**STATED GOAL**
Leave out the pictures, and return only the lines running from the one that contains "Give me the" to the one that contains "number, number, number];", both included, exactly as they appear.

**DATA SUPPLIED**
════════

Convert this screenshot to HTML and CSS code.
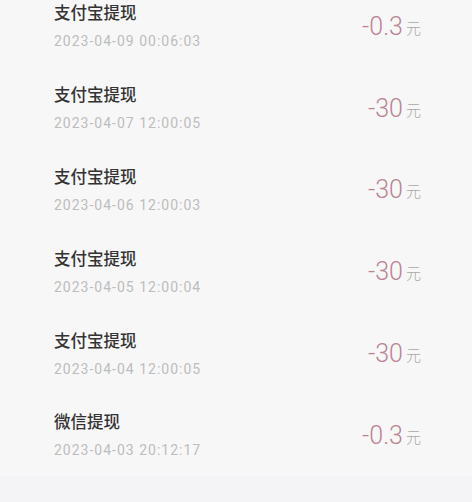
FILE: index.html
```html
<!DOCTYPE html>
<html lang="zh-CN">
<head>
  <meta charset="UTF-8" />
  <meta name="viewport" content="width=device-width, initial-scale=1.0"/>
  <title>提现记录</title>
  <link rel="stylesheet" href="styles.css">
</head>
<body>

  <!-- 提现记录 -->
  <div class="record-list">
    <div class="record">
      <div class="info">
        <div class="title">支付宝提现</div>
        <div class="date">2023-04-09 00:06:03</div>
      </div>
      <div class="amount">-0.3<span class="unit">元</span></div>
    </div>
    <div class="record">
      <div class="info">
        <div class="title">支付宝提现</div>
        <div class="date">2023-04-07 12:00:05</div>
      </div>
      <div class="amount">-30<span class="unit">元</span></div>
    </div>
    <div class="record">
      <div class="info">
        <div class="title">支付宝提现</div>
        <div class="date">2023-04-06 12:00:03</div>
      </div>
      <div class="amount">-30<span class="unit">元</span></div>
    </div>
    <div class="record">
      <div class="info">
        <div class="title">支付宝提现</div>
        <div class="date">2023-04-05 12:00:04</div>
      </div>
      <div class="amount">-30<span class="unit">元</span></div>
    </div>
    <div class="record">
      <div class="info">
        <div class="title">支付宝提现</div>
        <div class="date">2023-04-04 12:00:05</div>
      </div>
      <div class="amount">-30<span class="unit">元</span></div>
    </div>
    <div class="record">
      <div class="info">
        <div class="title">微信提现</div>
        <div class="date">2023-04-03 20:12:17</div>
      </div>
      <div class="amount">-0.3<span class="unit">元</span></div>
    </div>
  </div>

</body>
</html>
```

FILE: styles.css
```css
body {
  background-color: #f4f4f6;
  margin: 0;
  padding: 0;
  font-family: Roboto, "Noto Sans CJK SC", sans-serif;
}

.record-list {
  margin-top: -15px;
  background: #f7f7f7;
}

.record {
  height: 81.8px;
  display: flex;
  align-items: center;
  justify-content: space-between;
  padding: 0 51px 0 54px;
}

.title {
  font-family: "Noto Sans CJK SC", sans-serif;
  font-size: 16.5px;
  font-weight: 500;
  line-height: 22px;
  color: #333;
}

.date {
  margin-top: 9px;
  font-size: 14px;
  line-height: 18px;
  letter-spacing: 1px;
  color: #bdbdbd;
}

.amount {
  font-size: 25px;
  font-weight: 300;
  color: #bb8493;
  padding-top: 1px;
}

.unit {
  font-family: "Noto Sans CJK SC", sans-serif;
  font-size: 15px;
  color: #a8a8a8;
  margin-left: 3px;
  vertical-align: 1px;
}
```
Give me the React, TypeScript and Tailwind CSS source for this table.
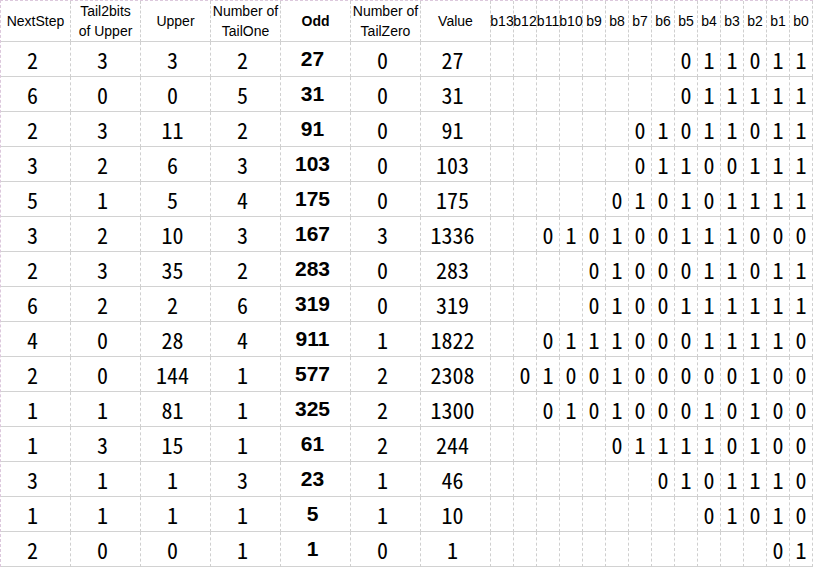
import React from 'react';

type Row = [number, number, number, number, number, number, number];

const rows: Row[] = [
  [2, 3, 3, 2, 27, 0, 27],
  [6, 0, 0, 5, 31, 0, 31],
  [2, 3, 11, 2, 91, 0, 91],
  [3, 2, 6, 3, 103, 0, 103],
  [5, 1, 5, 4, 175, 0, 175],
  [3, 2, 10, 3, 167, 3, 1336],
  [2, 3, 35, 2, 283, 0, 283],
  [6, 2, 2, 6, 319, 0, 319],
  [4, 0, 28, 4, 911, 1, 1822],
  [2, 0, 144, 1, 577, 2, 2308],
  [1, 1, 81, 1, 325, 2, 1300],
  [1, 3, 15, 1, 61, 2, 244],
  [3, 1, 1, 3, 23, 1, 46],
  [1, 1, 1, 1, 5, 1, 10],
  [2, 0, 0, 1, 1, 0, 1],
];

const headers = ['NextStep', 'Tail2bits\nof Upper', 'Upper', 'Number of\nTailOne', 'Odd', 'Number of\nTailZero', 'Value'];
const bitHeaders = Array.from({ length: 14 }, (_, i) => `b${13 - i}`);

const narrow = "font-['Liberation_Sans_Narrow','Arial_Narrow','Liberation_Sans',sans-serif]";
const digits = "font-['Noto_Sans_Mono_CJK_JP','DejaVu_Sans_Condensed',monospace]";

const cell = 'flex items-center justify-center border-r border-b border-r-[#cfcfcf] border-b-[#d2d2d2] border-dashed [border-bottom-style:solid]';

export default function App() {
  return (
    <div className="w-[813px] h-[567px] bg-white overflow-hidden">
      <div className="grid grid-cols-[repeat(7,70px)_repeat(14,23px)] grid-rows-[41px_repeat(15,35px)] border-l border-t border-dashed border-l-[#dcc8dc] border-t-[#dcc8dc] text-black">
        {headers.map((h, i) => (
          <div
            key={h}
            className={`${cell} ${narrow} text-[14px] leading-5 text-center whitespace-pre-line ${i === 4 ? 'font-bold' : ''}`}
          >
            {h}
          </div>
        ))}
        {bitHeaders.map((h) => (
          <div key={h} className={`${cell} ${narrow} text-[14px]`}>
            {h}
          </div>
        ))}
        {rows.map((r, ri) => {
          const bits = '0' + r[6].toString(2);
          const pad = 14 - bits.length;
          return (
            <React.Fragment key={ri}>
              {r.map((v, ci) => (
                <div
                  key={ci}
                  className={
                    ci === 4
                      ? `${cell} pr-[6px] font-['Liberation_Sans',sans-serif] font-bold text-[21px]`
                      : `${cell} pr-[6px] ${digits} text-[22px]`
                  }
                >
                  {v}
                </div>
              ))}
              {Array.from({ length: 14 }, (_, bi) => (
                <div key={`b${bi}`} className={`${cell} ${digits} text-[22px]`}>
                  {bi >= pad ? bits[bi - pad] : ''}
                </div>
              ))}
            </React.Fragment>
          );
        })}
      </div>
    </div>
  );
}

════════

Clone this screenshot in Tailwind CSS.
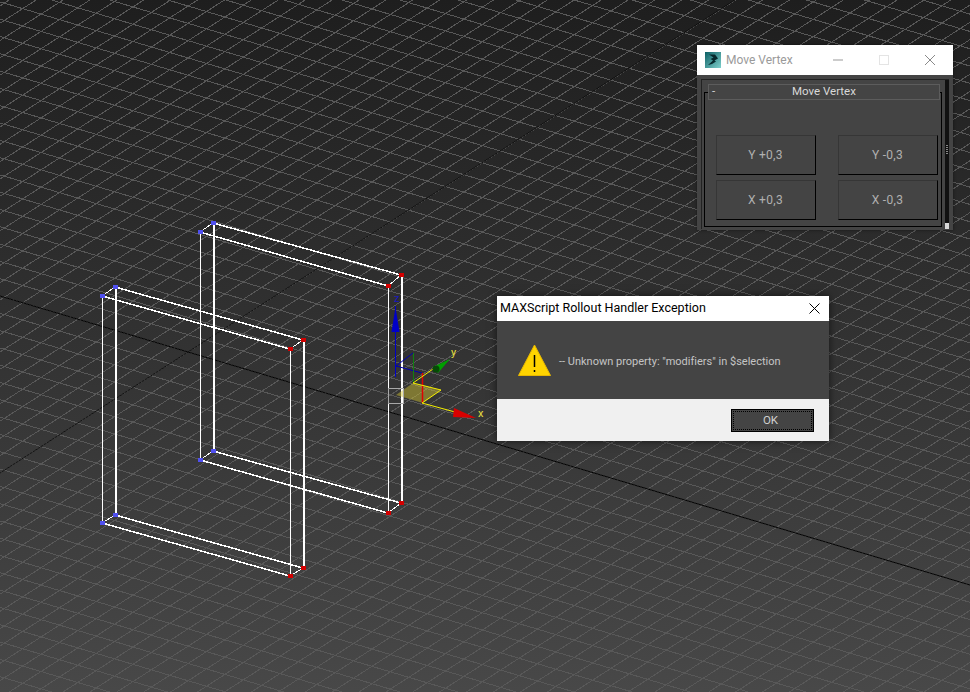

════════

**RESPONSE BELOW**
Give me the React, TypeScript and Tailwind CSS source for this table.
import React from 'react';

type Row = [number, number, number, number, number, number, number];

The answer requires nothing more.